#### [GIVEN EXERCISE]
Report every line in the listing that contains the string "this".
------ PROVIDED MATERIAL
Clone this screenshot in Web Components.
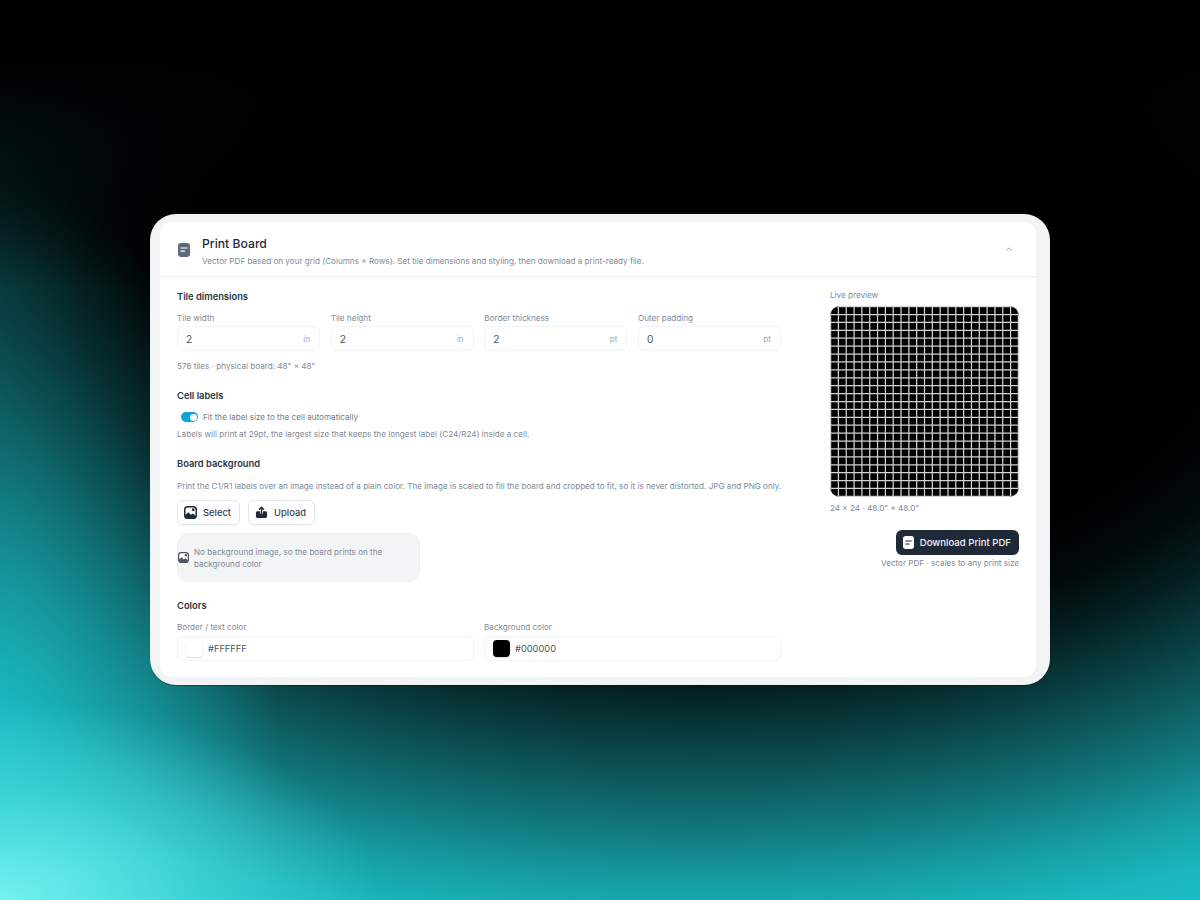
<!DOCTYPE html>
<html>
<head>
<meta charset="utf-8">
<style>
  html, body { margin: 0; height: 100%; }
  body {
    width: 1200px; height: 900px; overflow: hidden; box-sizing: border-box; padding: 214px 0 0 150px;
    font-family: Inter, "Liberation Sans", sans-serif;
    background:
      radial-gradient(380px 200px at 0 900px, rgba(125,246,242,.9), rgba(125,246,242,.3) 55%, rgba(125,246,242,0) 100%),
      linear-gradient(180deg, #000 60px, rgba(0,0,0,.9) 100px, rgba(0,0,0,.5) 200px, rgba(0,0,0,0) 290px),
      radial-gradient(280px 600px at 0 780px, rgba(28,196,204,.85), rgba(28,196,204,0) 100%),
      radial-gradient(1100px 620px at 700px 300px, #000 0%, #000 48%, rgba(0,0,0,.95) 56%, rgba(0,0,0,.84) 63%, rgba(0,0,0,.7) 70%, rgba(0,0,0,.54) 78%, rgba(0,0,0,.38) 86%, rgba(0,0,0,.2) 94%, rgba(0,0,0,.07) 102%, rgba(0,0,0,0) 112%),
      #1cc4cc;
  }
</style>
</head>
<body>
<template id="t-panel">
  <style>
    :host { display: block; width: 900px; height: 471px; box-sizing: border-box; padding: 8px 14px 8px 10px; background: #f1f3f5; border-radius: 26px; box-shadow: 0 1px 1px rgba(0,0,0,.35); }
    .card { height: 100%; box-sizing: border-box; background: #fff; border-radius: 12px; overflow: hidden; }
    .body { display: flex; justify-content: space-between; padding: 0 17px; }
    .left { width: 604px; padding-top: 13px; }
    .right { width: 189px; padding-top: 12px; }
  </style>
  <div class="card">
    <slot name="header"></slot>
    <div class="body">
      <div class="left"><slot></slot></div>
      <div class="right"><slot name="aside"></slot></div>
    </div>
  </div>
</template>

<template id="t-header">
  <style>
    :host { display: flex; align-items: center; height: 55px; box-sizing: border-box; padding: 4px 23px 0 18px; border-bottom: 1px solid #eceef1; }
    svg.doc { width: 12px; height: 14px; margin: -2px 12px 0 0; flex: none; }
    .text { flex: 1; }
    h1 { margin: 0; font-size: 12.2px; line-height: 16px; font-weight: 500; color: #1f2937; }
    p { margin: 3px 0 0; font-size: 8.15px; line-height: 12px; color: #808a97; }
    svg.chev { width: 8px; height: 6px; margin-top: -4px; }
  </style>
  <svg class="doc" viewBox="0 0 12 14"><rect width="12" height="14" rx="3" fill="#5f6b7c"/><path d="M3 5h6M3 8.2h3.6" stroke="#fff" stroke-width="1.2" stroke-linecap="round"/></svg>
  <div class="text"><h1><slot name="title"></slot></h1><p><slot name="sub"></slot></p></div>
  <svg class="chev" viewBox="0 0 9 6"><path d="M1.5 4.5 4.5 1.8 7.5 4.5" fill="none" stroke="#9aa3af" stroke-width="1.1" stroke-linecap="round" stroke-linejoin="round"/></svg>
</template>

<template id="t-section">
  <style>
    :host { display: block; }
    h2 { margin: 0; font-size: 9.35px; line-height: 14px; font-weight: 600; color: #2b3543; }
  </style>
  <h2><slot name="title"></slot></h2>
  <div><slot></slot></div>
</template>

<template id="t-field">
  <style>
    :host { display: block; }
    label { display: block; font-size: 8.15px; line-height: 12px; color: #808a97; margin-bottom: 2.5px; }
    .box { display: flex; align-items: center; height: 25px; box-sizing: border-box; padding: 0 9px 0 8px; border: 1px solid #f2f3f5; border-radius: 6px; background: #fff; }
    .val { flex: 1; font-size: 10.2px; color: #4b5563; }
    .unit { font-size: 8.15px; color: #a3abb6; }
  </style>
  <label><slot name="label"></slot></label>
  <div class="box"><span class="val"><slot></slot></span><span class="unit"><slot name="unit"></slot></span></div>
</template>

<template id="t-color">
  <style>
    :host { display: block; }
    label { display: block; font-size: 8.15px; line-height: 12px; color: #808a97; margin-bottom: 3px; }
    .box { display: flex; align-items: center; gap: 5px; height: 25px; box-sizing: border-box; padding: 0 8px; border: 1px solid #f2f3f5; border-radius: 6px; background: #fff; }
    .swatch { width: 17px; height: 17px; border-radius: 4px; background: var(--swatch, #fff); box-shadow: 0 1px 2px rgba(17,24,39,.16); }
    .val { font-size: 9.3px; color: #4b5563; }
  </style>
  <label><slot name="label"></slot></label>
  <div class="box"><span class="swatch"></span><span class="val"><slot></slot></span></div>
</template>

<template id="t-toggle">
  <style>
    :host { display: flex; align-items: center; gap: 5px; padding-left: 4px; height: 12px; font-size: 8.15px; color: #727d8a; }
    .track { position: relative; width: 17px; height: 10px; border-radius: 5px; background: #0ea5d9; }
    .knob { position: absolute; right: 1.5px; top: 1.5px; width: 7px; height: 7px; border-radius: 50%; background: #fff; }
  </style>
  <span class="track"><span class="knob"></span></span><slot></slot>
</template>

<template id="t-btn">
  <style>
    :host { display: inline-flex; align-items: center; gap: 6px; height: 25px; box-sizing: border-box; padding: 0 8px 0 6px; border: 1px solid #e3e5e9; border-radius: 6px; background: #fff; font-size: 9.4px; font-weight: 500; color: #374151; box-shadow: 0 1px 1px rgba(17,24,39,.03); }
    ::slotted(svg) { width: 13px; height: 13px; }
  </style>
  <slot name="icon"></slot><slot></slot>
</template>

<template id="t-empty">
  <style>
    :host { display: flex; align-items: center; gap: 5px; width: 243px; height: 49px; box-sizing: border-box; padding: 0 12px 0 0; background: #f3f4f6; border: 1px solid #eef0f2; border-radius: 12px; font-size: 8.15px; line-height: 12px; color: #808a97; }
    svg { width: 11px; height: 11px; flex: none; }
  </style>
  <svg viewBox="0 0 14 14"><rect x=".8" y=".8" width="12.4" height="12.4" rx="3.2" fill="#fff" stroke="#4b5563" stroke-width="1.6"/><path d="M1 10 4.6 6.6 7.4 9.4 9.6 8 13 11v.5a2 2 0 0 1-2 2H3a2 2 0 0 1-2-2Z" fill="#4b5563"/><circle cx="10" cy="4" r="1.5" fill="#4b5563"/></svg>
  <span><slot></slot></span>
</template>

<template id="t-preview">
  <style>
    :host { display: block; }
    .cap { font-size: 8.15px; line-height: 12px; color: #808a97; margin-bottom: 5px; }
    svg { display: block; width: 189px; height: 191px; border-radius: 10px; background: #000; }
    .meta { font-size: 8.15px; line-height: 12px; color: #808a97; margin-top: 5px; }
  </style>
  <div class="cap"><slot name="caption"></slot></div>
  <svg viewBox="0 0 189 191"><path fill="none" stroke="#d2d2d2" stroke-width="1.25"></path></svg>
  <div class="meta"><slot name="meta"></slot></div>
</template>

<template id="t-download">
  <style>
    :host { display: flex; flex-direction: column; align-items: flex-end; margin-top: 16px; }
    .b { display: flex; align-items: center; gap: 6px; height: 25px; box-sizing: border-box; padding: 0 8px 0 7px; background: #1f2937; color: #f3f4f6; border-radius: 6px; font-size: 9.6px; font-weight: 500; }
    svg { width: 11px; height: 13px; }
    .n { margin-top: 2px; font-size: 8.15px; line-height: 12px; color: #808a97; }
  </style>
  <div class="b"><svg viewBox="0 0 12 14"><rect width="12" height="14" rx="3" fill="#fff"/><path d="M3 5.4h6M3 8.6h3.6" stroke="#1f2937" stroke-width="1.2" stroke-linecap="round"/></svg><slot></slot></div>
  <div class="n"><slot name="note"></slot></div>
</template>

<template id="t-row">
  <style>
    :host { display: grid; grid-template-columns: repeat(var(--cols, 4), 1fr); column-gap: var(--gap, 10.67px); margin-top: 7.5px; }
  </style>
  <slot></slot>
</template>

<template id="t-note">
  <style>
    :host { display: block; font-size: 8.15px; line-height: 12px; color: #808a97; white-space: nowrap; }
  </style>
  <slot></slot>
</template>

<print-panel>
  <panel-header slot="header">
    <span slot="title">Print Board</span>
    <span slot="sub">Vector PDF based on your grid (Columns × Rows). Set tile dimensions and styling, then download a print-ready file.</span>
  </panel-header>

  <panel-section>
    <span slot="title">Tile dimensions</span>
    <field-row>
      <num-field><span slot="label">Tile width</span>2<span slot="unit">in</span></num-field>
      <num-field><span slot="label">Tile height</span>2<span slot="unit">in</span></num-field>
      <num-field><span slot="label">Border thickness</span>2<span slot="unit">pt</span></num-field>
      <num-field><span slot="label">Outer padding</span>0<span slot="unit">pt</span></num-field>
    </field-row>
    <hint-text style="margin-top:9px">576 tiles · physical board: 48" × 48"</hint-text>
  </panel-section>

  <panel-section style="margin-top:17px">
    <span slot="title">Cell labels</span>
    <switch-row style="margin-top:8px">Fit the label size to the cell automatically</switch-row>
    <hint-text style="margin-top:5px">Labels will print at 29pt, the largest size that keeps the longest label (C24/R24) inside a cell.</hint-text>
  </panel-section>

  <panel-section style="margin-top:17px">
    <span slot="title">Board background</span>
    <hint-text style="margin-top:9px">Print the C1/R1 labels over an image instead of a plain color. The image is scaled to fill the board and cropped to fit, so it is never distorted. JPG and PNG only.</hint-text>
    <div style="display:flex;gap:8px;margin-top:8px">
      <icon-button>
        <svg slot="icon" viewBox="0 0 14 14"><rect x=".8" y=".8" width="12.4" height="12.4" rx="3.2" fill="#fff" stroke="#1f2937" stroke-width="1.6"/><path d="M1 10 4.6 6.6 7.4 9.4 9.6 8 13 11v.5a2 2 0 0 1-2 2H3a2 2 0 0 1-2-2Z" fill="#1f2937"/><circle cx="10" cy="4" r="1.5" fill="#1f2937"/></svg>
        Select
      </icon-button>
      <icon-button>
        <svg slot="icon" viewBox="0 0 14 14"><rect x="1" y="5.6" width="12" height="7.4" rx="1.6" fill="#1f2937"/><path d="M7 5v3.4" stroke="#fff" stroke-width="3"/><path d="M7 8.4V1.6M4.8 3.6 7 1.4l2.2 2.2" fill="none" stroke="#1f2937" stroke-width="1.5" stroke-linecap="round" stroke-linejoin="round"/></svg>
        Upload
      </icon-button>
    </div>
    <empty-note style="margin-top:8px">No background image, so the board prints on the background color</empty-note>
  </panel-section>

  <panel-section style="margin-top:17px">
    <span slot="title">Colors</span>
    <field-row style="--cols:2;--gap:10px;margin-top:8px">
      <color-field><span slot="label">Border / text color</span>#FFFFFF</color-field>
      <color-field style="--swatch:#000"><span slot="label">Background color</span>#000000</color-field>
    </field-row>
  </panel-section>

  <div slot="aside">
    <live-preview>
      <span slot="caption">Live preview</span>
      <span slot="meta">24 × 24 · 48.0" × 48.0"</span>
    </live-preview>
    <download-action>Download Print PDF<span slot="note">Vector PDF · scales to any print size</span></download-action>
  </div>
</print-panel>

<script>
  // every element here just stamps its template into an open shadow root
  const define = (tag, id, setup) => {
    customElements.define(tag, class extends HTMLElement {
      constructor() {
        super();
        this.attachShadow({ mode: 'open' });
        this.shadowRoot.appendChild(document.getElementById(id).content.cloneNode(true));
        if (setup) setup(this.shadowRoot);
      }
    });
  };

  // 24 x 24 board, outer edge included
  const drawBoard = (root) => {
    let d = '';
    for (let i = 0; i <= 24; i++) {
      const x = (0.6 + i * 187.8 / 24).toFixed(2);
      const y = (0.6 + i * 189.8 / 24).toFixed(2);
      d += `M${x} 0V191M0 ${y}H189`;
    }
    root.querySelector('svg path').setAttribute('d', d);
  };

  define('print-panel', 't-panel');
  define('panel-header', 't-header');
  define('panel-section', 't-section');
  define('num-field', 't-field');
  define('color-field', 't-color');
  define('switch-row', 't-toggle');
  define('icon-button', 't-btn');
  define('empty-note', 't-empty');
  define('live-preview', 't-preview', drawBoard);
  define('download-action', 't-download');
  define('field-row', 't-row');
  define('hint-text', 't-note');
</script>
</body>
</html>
------------
#### [TASK SOLUTION]
Clone this screenshot in Web Components.
        this.attachShadow({ mode: 'open' });
        this.shadowRoot.appendChild(document.getElementById(id).content.cloneNode(true));
        if (setup) setup(this.shadowRoot);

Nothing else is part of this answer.